_Work to do_
Write out every line of the material as it stands, apart from the pictures.
[start]
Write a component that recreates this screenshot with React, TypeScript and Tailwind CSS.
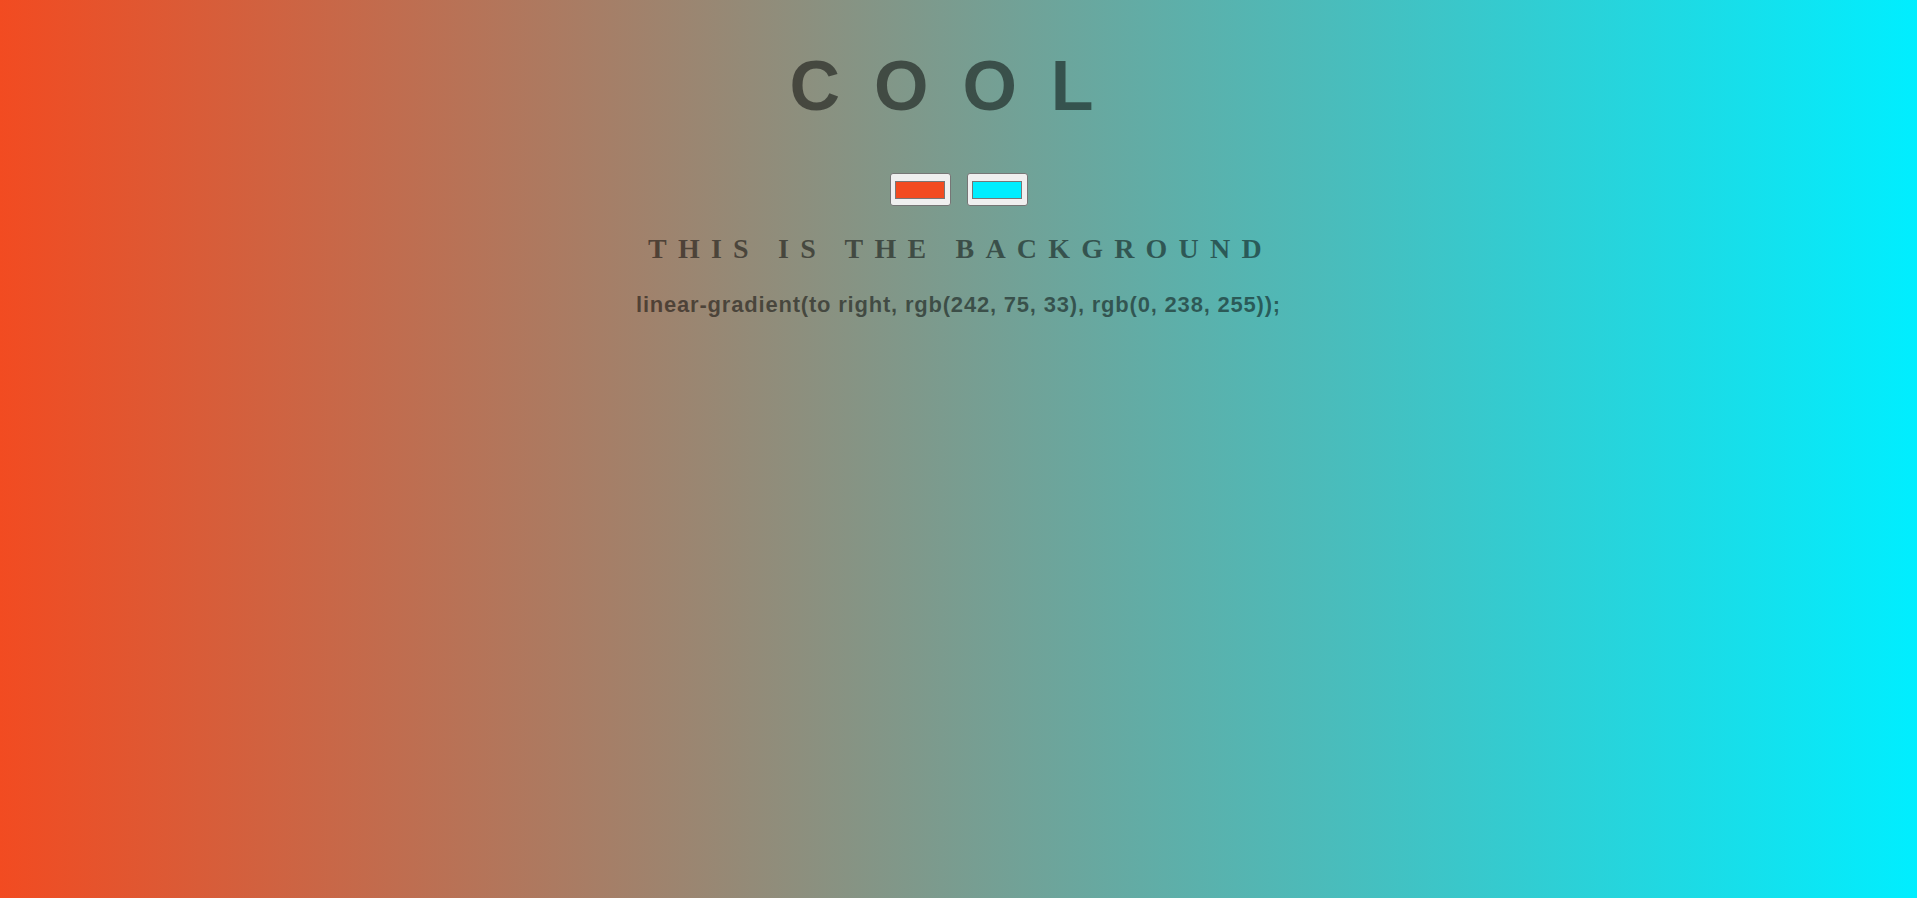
import { useState } from 'react';

const Swatch = ({ color }: { color: string }) => (
  <div className="w-[61px] h-[33px] flex items-center justify-center bg-[#efefef] border border-[#767676] rounded-[3px]">
    <div className="w-[50px] h-[18px] border border-[#777777]" style={{ backgroundColor: color }} />
  </div>
);

const App = () => {
  const [left] = useState('rgb(242, 75, 33)');
  const [right] = useState('rgb(0, 238, 255)');

  return (
    <div className="min-h-screen w-full bg-[linear-gradient(to_right,#f24b21,#00eeff)] text-center text-black/50">
      <div className="flex flex-col items-center pt-[51px]">
        <h1 className="font-['Liberation_Sans',Arial,sans-serif] font-bold text-[70px] leading-[70px] tracking-[34px]">
          COOL
        </h1>

        <div className="flex gap-4 mt-[52px]">
          <Swatch color={left} />
          <Swatch color={right} />
        </div>

        <h3 className="mt-[29px] pl-[4px] font-['Liberation_Serif','Times_New_Roman',serif] font-bold text-[28px] leading-[28px] tracking-[11.2px] uppercase">
          This is the background
        </h3>

        <p className="mt-[31px] font-['Liberation_Sans',Arial,sans-serif] font-bold text-[22px] leading-[22px] tracking-[0.8px]">
          linear-gradient(to right, {left}, {right});
        </p>
      </div>
    </div>
  );
};

export default App;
[end]
_Response to this exercise_
Write a component that recreates this screenshot with React, TypeScript and Tailwind CSS.
import { useState } from 'react';

const Swatch = ({ color }: { color: string }) => (
  <div className="w-[61px] h-[33px] flex items-center justify-center bg-[#efefef] border border-[#767676] rounded-[3px]">
    <div className="w-[50px] h-[18px] border border-[#777777]" style={{ backgroundColor: color }} />
  </div>
);

const App = () => {
  const [left] = useState('rgb(242, 75, 33)');
  const [right] = useState('rgb(0, 238, 255)');

  return (
    <div className="min-h-screen w-full bg-[linear-gradient(to_right,#f24b21,#00eeff)] text-center text-black/50">
      <div className="flex flex-col items-center pt-[51px]">
        <h1 className="font-['Liberation_Sans',Arial,sans-serif] font-bold text-[70px] leading-[70px] tracking-[34px]">
          COOL
        </h1>

        <div className="flex gap-4 mt-[52px]">
          <Swatch color={left} />
          <Swatch color={right} />
        </div>

        <h3 className="mt-[29px] pl-[4px] font-['Liberation_Serif','Times_New_Roman',serif] font-bold text-[28px] leading-[28px] tracking-[11.2px] uppercase">
          This is the background
        </h3>

        <p className="mt-[31px] font-['Liberation_Sans',Arial,sans-serif] font-bold text-[22px] leading-[22px] tracking-[0.8px]">
          linear-gradient(to right, {left}, {right});
        </p>
      </div>
    </div>
  );
};

export default App;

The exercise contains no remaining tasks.